A couple, affectionately known by many as Uncle Robert and Tante Ruth Krane, were never blessed with children of their own. Uncle Robert lived to the age of 90, Tante Ruth lived to the age of 99 and they were happily married for approximately 70 years. Most couples can't fathom living through the next ten years without having a child of our own; the thought of 70 years would blow our minds.
But no one ever heard a word of complaint from Uncle Robert and Tante Ruth. Although God decided that they would not have children of their own, they lived their lives with so much grace and kindliness that there are hundreds of people, adults and children, who treated them as they would their own parents.
The only time anyone heard Tante Ruth discussing her childlessness was when she said that God did not give her children of her own so she would reach out to other people's children. Instead of thinking Why Me?, she thought, Why not me. She and Uncle Robert took this message to heart and reached out to many people -- emotionally, spiritually, and financially, filling their days with helping others. Every baby that was born received a blanket hand knit by Tante Ruth. Each child who visited their home got a bag of Tante Ruth's homemade cookies and some M and M's. Before we left to camp or school, Uncle Robert would slip us $20 or $50 for spending money.

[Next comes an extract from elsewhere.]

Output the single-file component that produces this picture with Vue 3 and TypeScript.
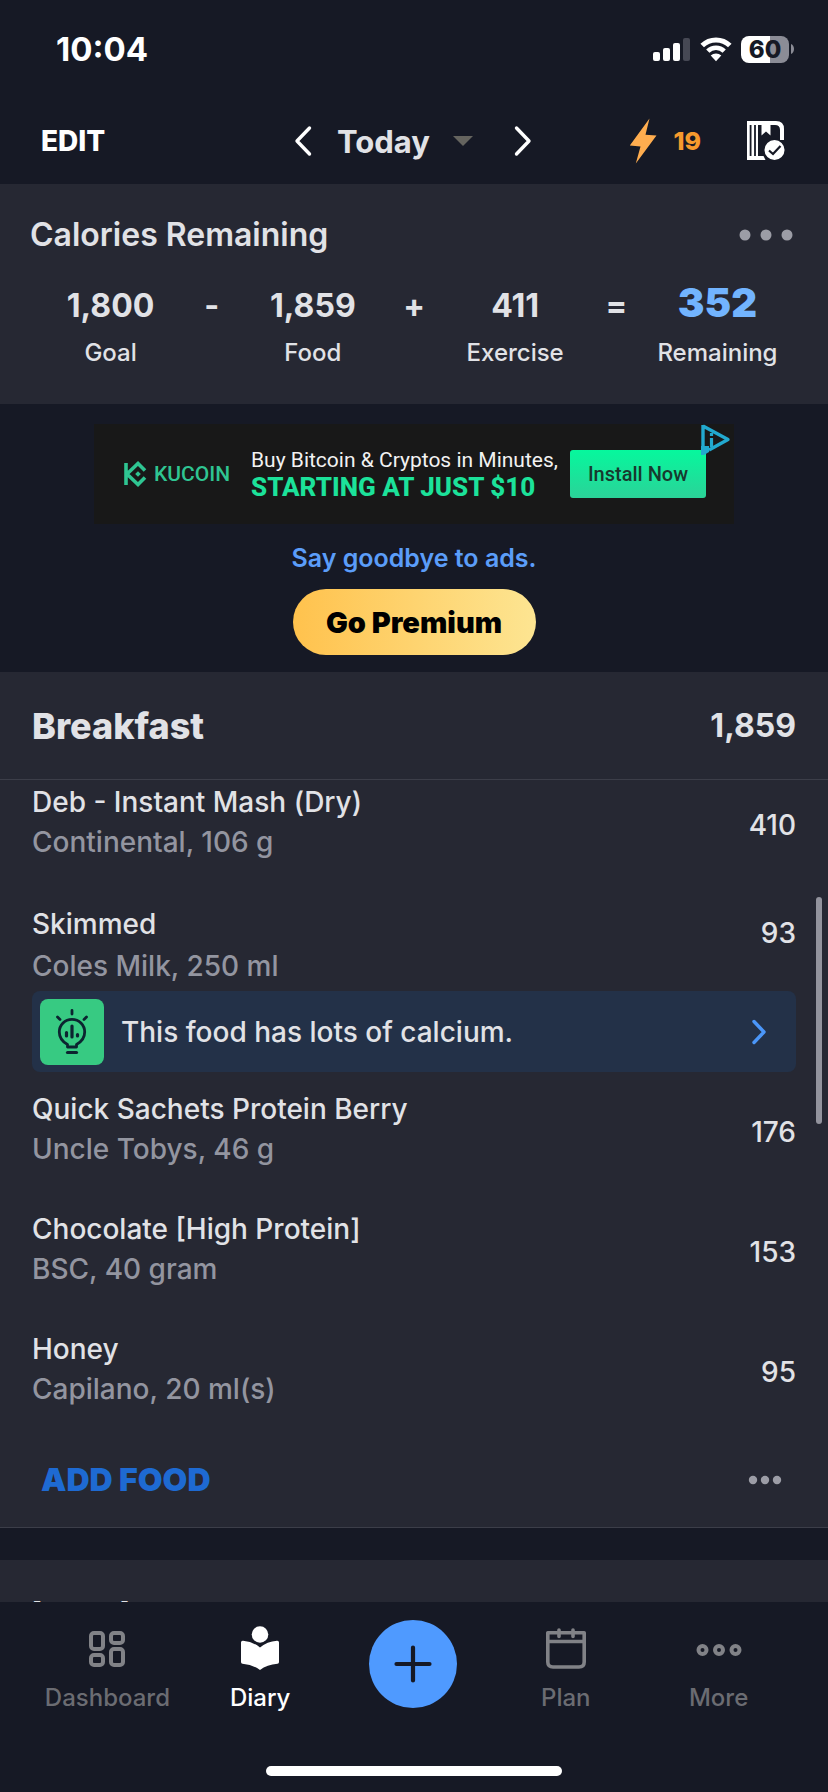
<script setup lang="ts">
interface SummaryCell {
  value: string
  label?: string
  highlight?: boolean
}

interface Food {
  name: string
  detail: string
  calories: number
  tip?: string
}

const summary: SummaryCell[] = [
  { value: '1,800', label: 'Goal' },
  { value: '-' },
  { value: '1,859', label: 'Food' },
  { value: '+' },
  { value: '411', label: 'Exercise' },
  { value: '=' },
  { value: '352', label: 'Remaining', highlight: true },
]

const foods: Food[] = [
  { name: 'Deb - Instant Mash (Dry)', detail: 'Continental, 106 g', calories: 410 },
  { name: 'Skimmed', detail: 'Coles Milk, 250 ml', calories: 93, tip: 'This food has lots of calcium.' },
  { name: 'Quick Sachets Protein Berry', detail: 'Uncle Tobys, 46 g', calories: 176 },
  { name: 'Chocolate [High Protein]', detail: 'BSC, 40 gram', calories: 153 },
  { name: 'Honey', detail: 'Capilano, 20 ml(s)', calories: 95 },
]
</script>

<template>
  <div class="screen">
    <div class="status">
      <span class="clock">10:04</span>
      <div class="status-icons">
        <svg width="38" height="24" viewBox="0 0 38 24" aria-hidden="true">
          <rect x="0" y="15" width="7" height="9" rx="2" fill="#fff" />
          <rect x="10" y="11" width="7" height="13" rx="2" fill="#fff" />
          <rect x="20" y="6" width="7" height="18" rx="2" fill="#fff" />
          <rect x="30" y="1" width="7" height="23" rx="2" fill="#464854" />
        </svg>
        <svg width="34" height="26" viewBox="0 0 34 26" aria-hidden="true">
          <path d="M3.2 9.6A19.5 19.5 0 0 1 30.8 9.6" fill="none" stroke="#fff" stroke-width="5" />
          <path d="M8.8 15.2A11.6 11.6 0 0 1 25.2 15.2" fill="none" stroke="#fff" stroke-width="4.6" />
          <path d="M17 25.2L11.7 19.6A7.5 7.5 0 0 1 22.3 19.6Z" fill="#fff" />
        </svg>
        <div class="battery">
          <span class="battery-level">60</span>
          <svg width="4" height="10" viewBox="0 0 4 10" aria-hidden="true"><path d="M0 0C4 1.5 4 8.5 0 10Z" fill="#8b8c96" /></svg>
        </div>
      </div>
    </div>

    <header class="topbar">
      <button class="edit" type="button">EDIT</button>
      <div class="day">
        <button type="button" aria-label="Previous day">
          <svg width="20" height="32" viewBox="0 0 20 32" aria-hidden="true"><path d="M16.5 3L4 16L16.5 29" fill="none" stroke="#fff" stroke-width="3.4" stroke-linecap="round" stroke-linejoin="round" /></svg>
        </button>
        <button class="today" type="button">
          Today
          <svg width="20" height="10" viewBox="0 0 20 10" aria-hidden="true"><path d="M0 0H20L10 10Z" fill="#65645f" /></svg>
        </button>
        <button type="button" aria-label="Next day">
          <svg width="20" height="32" viewBox="0 0 20 32" aria-hidden="true"><path d="M3.5 3L16 16L3.5 29" fill="none" stroke="#fff" stroke-width="3.4" stroke-linecap="round" stroke-linejoin="round" /></svg>
        </button>
      </div>
      <div class="top-actions">
        <button class="streak" type="button">
          <svg width="28" height="46" viewBox="0 0 28 46" aria-hidden="true"><path d="M20.5 .5L.8 27.5L11.5 28.5L6.8 45.5L27.5 17.5L16.5 16.8Z" fill="#ffad4f" /></svg>
          19
        </button>
        <button type="button" aria-label="Complete diary">
          <svg width="38" height="40" viewBox="0 0 38 40" aria-hidden="true">
            <path d="M0 0H29Q37 0 37 8V19H33V9Q33 4 28 4H23.5V14.5L19 10.5L14.5 14.5V4H11V35H16.5L18.5 39H0Z" fill="#fff" />
            <path d="M3.6 4V35M8 4V35" stroke="#161925" stroke-width="1.8" fill="none" />
            <circle cx="27.5" cy="29" r="10.8" fill="#fff" stroke="#161925" stroke-width="1.5" />
            <path d="M22 29.5L26 33L33.5 25" fill="none" stroke="#161925" stroke-width="2.2" />
          </svg>
        </button>
      </div>
    </header>

    <main class="content">
      <section class="summary">
        <div class="summary-head">
          <h2>Calories Remaining</h2>
          <button type="button" aria-label="Summary options">
            <svg width="54" height="12" viewBox="0 0 54 12" aria-hidden="true" fill="#9c9da6"><circle cx="6" cy="6" r="5.5" /><circle cx="27" cy="6" r="5.5" /><circle cx="48" cy="6" r="5.5" /></svg>
          </button>
        </div>
        <div class="equation">
          <div v-for="(cell, i) in summary" :key="i" class="cell">
            <span class="value" :class="{ highlight: cell.highlight }">{{ cell.value }}</span>
            <span v-if="cell.label" class="label">{{ cell.label }}</span>
          </div>
        </div>
      </section>

      <section class="promo">
        <div class="ad">
          <div class="brand">
            <svg width="24" height="26" viewBox="0 0 24 26" aria-hidden="true">
              <path d="M2 2V24M3 13L14 2.5L21 9.5M3 13L14 23.5L21 16.5" fill="none" stroke="#2fc592" stroke-width="3.6" />
              <path d="M14 10.2L16.8 13L14 15.8L11.2 13Z" fill="#2fc592" />
            </svg>
            <span>KUCOIN</span>
          </div>
          <div class="pitch">
            <span class="pitch-top">Buy Bitcoin &amp; Cryptos in Minutes,</span>
            <span class="pitch-bottom">STARTING AT JUST $10</span>
          </div>
          <button class="install" type="button">Install Now</button>
          <a class="adchoices" href="#" aria-label="Ad choices">
            <svg width="30" height="32" viewBox="0 0 30 32" aria-hidden="true">
              <path d="M2 2L27 15.5L8 26M2 1V29" fill="none" stroke="#22a9cf" stroke-width="3.4" stroke-linejoin="round" />
              <path d="M0 22H8V28L3 31H0Z" fill="#22a9cf" />
              <path d="M10.5 9V12M10.5 14V23" stroke="#22a9cf" stroke-width="3.2" />
            </svg>
          </a>
        </div>
        <a class="goodbye" href="#">Say goodbye to ads.</a>
        <button class="premium" type="button">Go Premium</button>
      </section>

      <section class="meal">
        <div class="meal-head">
          <h2>Breakfast</h2>
          <span class="total">1,859</span>
        </div>
        <ul class="foods">
          <li v-for="food in foods" :key="food.name">
            <div class="food" :class="{ compact: food.tip }">
              <div class="food-text">
                <div class="name">{{ food.name }}</div>
                <div class="detail">{{ food.detail }}</div>
              </div>
              <div class="calories">{{ food.calories }}</div>
            </div>
            <button v-if="food.tip" class="tip" type="button">
              <span class="tip-icon">
                <svg width="34" height="46" viewBox="0 0 34 46" aria-hidden="true" fill="none" stroke="#0c2430" stroke-width="2.8" stroke-linecap="round">
                  <path d="M17 1.5V5M2.5 8L5 10.5M31.5 8L29 10.5" />
                  <path d="M12.5 38V35.5C8 33 4.3 29 4.3 23A12.7 12.7 0 0 1 29.7 23C29.7 29 26 33 21.5 35.5V38Z" stroke-linejoin="round" />
                  <path d="M11.5 23.5V27M17 17V28M22.5 25.5V27" stroke-width="3.2" />
                  <path d="M12.5 43.5H21.5" stroke-width="3.2" />
                </svg>
              </span>
              <span class="tip-text">{{ food.tip }}</span>
              <svg width="18" height="28" viewBox="0 0 18 28" aria-hidden="true"><path d="M4 3.5L14 14L4 24.5" fill="none" stroke="#4b96f8" stroke-width="3.4" stroke-linecap="round" stroke-linejoin="round" /></svg>
            </button>
          </li>
        </ul>
        <div class="meal-foot">
          <button class="add" type="button">ADD FOOD</button>
          <button type="button" aria-label="Breakfast options">
            <svg width="34" height="10" viewBox="0 0 34 10" aria-hidden="true" fill="#9c9da6"><circle cx="5" cy="5" r="4.2" /><circle cx="17" cy="5" r="4.2" /><circle cx="29" cy="5" r="4.2" /></svg>
          </button>
        </div>
      </section>

      <section class="meal">
        <div class="meal-head">
          <h2>Lunch</h2>
        </div>
      </section>
      <div class="scrollbar"></div>
    </main>

    <nav class="tabbar">
      <div class="tabs">
        <a class="tab" href="#">
          <svg width="44" height="44" viewBox="0 0 44 44" aria-hidden="true" fill="none" stroke="#818287" stroke-width="4">
            <rect x="6" y="7" width="12" height="16" rx="3" />
            <rect x="26" y="7" width="12" height="10" rx="3" />
            <rect x="6" y="29" width="12" height="10" rx="3" />
            <rect x="26" y="23" width="12" height="16" rx="3" />
          </svg>
          Dashboard
        </a>
        <a class="tab active" href="#" aria-current="page">
          <svg width="44" height="44" viewBox="0 0 44 44" aria-hidden="true" fill="#fff">
            <circle cx="22" cy="8.5" r="8.3" />
            <path d="M3 16.5Q3 14.5 5 14.7Q15 15.5 22 21.5Q29 15.5 39 14.7Q41 14.5 41 16.5V36Q41 37.5 39.5 37.7Q29 38.5 22 44Q15 38.5 4.5 37.7Q3 37.5 3 36Z" />
          </svg>
          Diary
        </a>
        <button class="plus" type="button" aria-label="Add entry">
          <svg width="40" height="40" viewBox="0 0 40 40" aria-hidden="true"><path d="M20 3.5V36.5M3.5 20H36.5" stroke="#161925" stroke-width="4.2" stroke-linecap="round" /></svg>
        </button>
        <a class="tab" href="#">
          <svg width="44" height="44" viewBox="0 0 44 44" aria-hidden="true" fill="none" stroke="#818287" stroke-width="3.6">
            <path d="M3.8 6.8H40.2V36Q40.2 41 35 41H9Q3.8 41 3.8 36ZM3.8 15.5H40.2" stroke-linejoin="round" />
            <path d="M15 4V10.5M29 4V10.5" stroke-linecap="round" />
          </svg>
          Plan
        </a>
        <a class="tab" href="#">
          <svg width="46" height="44" viewBox="0 0 46 44" aria-hidden="true" fill="none" stroke="#818287" stroke-width="4">
            <circle cx="6.5" cy="24" r="4" /><circle cx="23" cy="24" r="4" /><circle cx="39.5" cy="24" r="4" />
          </svg>
          More
        </a>
      </div>
      <div class="home-bar"></div>
    </nav>
  </div>
</template>

<style>
body {
  margin: 0;
  background: #161925;
}
</style>

<style scoped>
.screen {
  display: flex;
  flex-direction: column;
  height: 100vh;
  background: #161925;
  color: #e1e2e6;
  font-family: Inter, "Liberation Sans", sans-serif;
  font-size: 28px;
  font-weight: 500;
}

button {
  display: flex;
  align-items: center;
  margin: 0;
  padding: 0;
  border: 0;
  background: none;
  color: inherit;
  font: inherit;
  cursor: pointer;
}

a {
  color: inherit;
  text-decoration: none;
}

svg {
  display: block;
  flex: none;
}

h2 {
  margin: 0;
}

.status {
  display: flex;
  flex: none;
  align-items: center;
  justify-content: space-between;
  height: 98px;
  padding: 0 33px 0 56px;
}

.clock {
  color: #fff;
  font-size: 33px;
  font-weight: 700;
}

.status-icons {
  display: flex;
  align-items: center;
  gap: 8px;
}

.battery {
  display: flex;
  align-items: center;
  gap: 2px;
}

.battery-level {
  width: 48px;
  border-radius: 8px;
  background: linear-gradient(90deg, #fff 60%, #8b8c96 60%);
  color: #161925;
  font-size: 24px;
  font-weight: 800;
  line-height: 27px;
  text-align: center;
}

.topbar {
  display: grid;
  flex: none;
  grid-template-columns: 1fr auto 1fr;
  align-items: center;
  height: 86px;
  padding: 0 43px 0 41px;
}

.edit {
  color: #fff;
  font-weight: 800;
}

.day {
  display: flex;
  align-items: center;
  gap: 24px;
}

.day > button:last-child {
  margin-left: 16px;
}

.today {
  gap: 23px;
  font-size: 31px;
  font-weight: 700;
}

.top-actions {
  display: flex;
  align-items: center;
  justify-content: flex-end;
  gap: 46px;
}

.streak {
  gap: 16px;
  color: #f69a2d;
  font-size: 25px;
  font-weight: 800;
}

.content {
  position: relative;
  flex: 1;
  min-height: 0;
  overflow: hidden;
}

.summary {
  padding: 31px 0 35px;
  background: #262833;
}

.summary-head {
  display: flex;
  justify-content: space-between;
  padding: 0 35px 0 30px;
  line-height: 40px;
}

.summary-head h2 {
  font-size: 32px;
  font-weight: 600;
}

.equation {
  display: grid;
  grid-template-columns: repeat(7, minmax(0, 1fr));
  margin-top: 28px;
  padding: 0 60px;
}

.cell {
  display: flex;
  flex-direction: column;
  align-items: center;
  gap: 8px;
  white-space: nowrap;
}

.value {
  font-size: 32px;
  font-weight: 700;
  line-height: 46px;
}

.value.highlight {
  padding-bottom: 6px;
  color: #72b4ff;
  font-size: 40px;
  font-weight: 900;
  line-height: 40px;
}

.label {
  font-size: 24px;
  line-height: 32px;
}

.promo {
  display: flex;
  flex-direction: column;
  align-items: center;
  padding: 20px 0 17px;
}

.ad {
  position: relative;
  display: flex;
  box-sizing: border-box;
  align-items: center;
  width: 640px;
  max-width: 100%;
  height: 100px;
  padding: 0 28px 0 30px;
  background: #181818;
  font-family: Roboto, sans-serif;
  white-space: nowrap;
}

.brand {
  display: flex;
  flex: none;
  align-items: center;
  gap: 6px;
  width: 127px;
  color: #2fc592;
  font-size: 21px;
}

.pitch {
  display: flex;
  flex: 1;
  flex-direction: column;
}

.pitch-top {
  color: #f2f2f2;
  font-size: 21px;
  font-weight: 400;
  line-height: 26px;
}

.pitch-bottom {
  color: #1ce29a;
  font-size: 26px;
  font-weight: 800;
  line-height: 28px;
}

.install {
  justify-content: center;
  width: 136px;
  height: 48px;
  border-radius: 3px;
  background: linear-gradient(#06f89d, #2bd298);
  color: #17392e;
  font-size: 20px;
}

.adchoices {
  position: absolute;
  top: 0;
  right: 3px;
}

.goodbye {
  margin-top: 18px;
  color: #5b9df9;
  font-size: 25px;
  font-weight: 600;
  line-height: 32px;
}

.premium {
  justify-content: center;
  width: 243px;
  height: 66px;
  margin-top: 15px;
  border-radius: 33px;
  background: linear-gradient(90deg, #ffc24d, #fde592);
  color: #000;
  font-size: 29px;
  font-weight: 900;
}

.meal {
  margin-bottom: 32px;
  background: #262833;
}

.meal-head {
  position: relative;
  z-index: 1;
  display: flex;
  align-items: center;
  justify-content: space-between;
  height: 107px;
  padding: 0 32px;
  border-bottom: 1px solid #3c3e49;
  background: #262833;
}

.meal-head h2 {
  font-size: 36px;
  font-weight: 800;
}

.total {
  font-size: 32px;
  font-weight: 700;
}

.foods {
  margin: -15px 0 0;
  padding: 0 32px;
  list-style: none;
}

.food {
  display: flex;
  align-items: center;
  justify-content: space-between;
}

.food-text {
  padding: 17px 0 23px;
  line-height: 40px;
}

.compact .food-text {
  padding: 18px 0 4px;
  line-height: 42px;
}

.compact .calories {
  padding-bottom: 10px;
}

.detail {
  color: #9395a0;
}

.tip {
  box-sizing: border-box;
  width: 100%;
  height: 81px;
  padding: 0 28px 0 8px;
  border-radius: 8px;
  background: #233148;
}

.tip-icon {
  display: flex;
  align-items: center;
  justify-content: center;
  width: 64px;
  height: 66px;
  border-radius: 8px;
  background: #37ca82;
}

.tip-text {
  flex: 1;
  padding-left: 17px;
  text-align: left;
}

.meal-foot {
  display: flex;
  align-items: center;
  justify-content: space-between;
  height: 95px;
  padding: 0 46px 0 41px;
  border-bottom: 1px solid #3c3e49;
}

.add {
  color: #1e6ad2;
  font-size: 32px;
  font-weight: 900;
}

.scrollbar {
  position: absolute;
  top: 713px;
  right: 6px;
  width: 6px;
  height: 227px;
  border-radius: 3px;
  background: #92939d;
}

.tabbar {
  flex: none;
  padding-bottom: 16px;
}

.tabs {
  display: grid;
  grid-template-columns: repeat(5, minmax(0, 1fr));
  padding: 0 33px 0 31px;
}

.tab {
  display: flex;
  flex-direction: column;
  align-items: center;
  gap: 12px;
  padding-top: 24px;
  color: #6b6c72;
  font-size: 24px;
  line-height: 32px;
}

.tab.active {
  color: #fff;
}

.plus {
  justify-content: center;
  justify-self: center;
  width: 88px;
  height: 88px;
  margin-top: 18px;
  border-radius: 50%;
  background: #4f9aff;
}

.home-bar {
  width: 296px;
  height: 10px;
  margin: 52px auto 0;
  border-radius: 5px;
  background: #fff;
}
</style>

As the children grew into adults, Uncle Robert and Tante Ruth attended all their simchas, celebrations. Their house was full of albums of other people's children. By giving so selflessly for so many years, they had more children than they ever could have given birth to physically, taking care of them in their older years.
So take some time to spend with the children in your life, whether they are your nieces and nephews, cousins, or friends' children. Show yourself and everyone around you that you can continue to love children until God is ready to bless you with your own. Befriend a poor family and give their children the love, joy and comforts of life that you long to give your own children. You will bring happiness to children that are presently in your life - and have children bring happiness to your life.